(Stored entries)
****

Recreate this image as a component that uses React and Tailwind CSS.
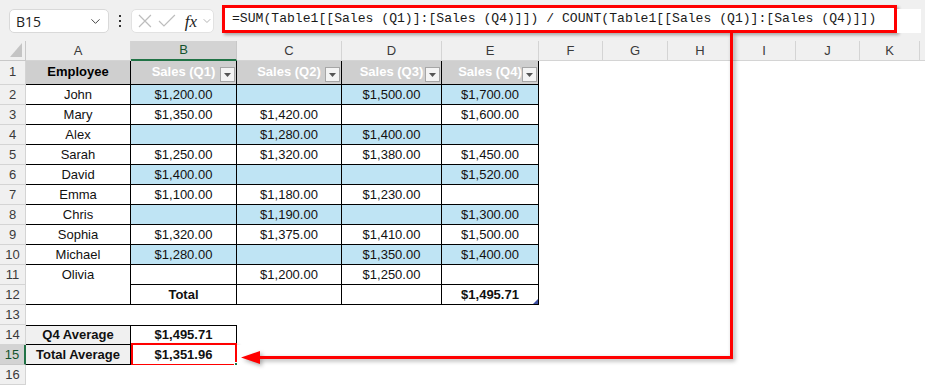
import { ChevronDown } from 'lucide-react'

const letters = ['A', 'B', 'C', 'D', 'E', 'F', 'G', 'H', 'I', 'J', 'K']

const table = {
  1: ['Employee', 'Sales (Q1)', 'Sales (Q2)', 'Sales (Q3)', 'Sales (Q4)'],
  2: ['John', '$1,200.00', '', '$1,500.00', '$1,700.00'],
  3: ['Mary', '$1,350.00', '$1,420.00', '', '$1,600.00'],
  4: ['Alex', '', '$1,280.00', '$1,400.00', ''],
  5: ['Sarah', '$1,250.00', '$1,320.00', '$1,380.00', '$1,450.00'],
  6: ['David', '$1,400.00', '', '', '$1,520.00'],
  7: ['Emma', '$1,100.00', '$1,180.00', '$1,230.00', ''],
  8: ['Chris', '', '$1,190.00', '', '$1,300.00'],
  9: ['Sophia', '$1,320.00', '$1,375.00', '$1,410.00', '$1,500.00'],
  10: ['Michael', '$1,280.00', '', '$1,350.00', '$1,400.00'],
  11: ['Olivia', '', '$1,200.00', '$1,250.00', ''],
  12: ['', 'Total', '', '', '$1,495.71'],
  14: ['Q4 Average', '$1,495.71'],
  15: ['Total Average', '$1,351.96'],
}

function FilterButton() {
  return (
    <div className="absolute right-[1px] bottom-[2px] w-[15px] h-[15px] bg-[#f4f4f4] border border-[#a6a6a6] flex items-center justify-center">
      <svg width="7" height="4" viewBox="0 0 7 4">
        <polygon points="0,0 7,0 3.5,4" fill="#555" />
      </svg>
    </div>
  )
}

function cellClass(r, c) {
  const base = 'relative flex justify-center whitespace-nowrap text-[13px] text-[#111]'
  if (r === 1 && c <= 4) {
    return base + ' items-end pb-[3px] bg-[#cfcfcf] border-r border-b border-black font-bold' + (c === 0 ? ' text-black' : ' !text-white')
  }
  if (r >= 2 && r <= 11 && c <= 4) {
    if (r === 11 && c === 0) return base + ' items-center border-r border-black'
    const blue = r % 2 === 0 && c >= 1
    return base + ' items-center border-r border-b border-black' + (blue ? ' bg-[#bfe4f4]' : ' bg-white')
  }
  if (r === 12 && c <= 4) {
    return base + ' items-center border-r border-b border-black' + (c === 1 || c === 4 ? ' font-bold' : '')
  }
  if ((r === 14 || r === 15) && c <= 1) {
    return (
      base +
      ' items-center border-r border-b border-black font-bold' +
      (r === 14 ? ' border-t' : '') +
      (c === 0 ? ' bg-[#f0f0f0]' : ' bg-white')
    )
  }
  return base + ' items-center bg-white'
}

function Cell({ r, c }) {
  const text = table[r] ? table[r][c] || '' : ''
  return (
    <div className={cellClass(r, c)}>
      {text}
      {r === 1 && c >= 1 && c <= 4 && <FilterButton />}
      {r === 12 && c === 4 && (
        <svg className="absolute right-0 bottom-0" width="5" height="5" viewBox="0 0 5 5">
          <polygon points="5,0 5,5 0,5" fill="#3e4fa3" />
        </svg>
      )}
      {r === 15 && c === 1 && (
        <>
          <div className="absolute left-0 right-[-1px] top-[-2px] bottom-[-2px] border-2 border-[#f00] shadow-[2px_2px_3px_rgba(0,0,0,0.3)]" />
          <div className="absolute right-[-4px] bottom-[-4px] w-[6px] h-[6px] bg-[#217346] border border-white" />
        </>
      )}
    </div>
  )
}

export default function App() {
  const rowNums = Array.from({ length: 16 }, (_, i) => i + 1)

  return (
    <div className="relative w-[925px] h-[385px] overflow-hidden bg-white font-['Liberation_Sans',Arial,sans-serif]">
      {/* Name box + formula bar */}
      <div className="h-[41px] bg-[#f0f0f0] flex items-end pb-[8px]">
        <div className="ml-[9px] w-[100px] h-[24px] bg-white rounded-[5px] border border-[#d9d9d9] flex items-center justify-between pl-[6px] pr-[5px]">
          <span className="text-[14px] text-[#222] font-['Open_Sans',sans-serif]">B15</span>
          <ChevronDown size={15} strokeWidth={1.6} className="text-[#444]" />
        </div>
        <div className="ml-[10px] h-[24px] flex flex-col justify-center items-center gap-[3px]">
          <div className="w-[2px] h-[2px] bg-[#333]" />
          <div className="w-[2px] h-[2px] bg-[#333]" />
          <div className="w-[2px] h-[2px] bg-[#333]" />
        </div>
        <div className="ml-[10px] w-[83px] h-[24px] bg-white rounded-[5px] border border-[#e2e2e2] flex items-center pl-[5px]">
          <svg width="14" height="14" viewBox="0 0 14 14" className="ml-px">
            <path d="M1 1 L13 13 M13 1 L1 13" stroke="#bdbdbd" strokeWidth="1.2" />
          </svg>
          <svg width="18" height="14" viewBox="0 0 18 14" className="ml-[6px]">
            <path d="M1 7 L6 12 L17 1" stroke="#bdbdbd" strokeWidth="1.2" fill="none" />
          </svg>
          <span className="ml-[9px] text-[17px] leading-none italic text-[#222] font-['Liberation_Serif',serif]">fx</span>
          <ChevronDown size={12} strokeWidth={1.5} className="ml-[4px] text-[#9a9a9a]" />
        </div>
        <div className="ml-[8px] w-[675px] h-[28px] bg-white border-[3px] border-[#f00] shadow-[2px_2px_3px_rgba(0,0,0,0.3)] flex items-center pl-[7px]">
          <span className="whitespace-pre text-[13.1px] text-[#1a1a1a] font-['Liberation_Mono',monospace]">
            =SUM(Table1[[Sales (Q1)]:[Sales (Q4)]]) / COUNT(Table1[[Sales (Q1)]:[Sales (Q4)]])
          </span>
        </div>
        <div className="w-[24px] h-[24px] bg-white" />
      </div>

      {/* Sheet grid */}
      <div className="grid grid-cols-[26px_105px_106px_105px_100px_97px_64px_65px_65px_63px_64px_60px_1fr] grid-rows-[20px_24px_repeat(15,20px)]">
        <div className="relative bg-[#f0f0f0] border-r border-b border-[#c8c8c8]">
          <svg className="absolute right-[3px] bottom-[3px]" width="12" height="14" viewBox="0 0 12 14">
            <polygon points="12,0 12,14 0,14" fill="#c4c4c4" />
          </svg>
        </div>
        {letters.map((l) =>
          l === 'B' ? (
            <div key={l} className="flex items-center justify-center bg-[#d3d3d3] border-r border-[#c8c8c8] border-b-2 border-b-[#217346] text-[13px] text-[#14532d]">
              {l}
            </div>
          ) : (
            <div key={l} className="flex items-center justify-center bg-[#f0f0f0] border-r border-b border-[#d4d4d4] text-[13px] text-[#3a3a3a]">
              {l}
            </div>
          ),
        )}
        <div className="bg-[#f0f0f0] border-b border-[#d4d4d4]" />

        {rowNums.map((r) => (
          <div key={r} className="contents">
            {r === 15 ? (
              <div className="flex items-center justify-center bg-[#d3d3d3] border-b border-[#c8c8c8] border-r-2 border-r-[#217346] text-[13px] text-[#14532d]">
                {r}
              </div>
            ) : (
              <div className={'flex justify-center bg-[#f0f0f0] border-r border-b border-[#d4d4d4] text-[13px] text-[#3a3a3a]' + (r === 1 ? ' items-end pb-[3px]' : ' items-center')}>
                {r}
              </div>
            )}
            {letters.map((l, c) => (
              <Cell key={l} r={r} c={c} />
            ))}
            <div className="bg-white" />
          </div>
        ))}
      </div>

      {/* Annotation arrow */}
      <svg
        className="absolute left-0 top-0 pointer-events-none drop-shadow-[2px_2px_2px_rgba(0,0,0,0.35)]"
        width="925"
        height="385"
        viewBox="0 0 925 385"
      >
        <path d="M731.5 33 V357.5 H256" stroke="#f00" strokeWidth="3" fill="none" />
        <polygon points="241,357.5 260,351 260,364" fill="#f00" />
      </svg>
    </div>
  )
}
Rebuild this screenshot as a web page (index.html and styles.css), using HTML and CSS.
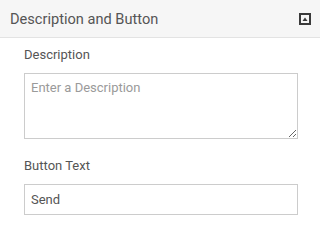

****

■ **Given instruction**
Show the lines of the data that hold the word "this".

■ **Full answer**
Recreate this image as a component that uses React and Tailwind CSS.
Rebuild this screenshot as a web page (index.html and styles.css), using HTML and CSS.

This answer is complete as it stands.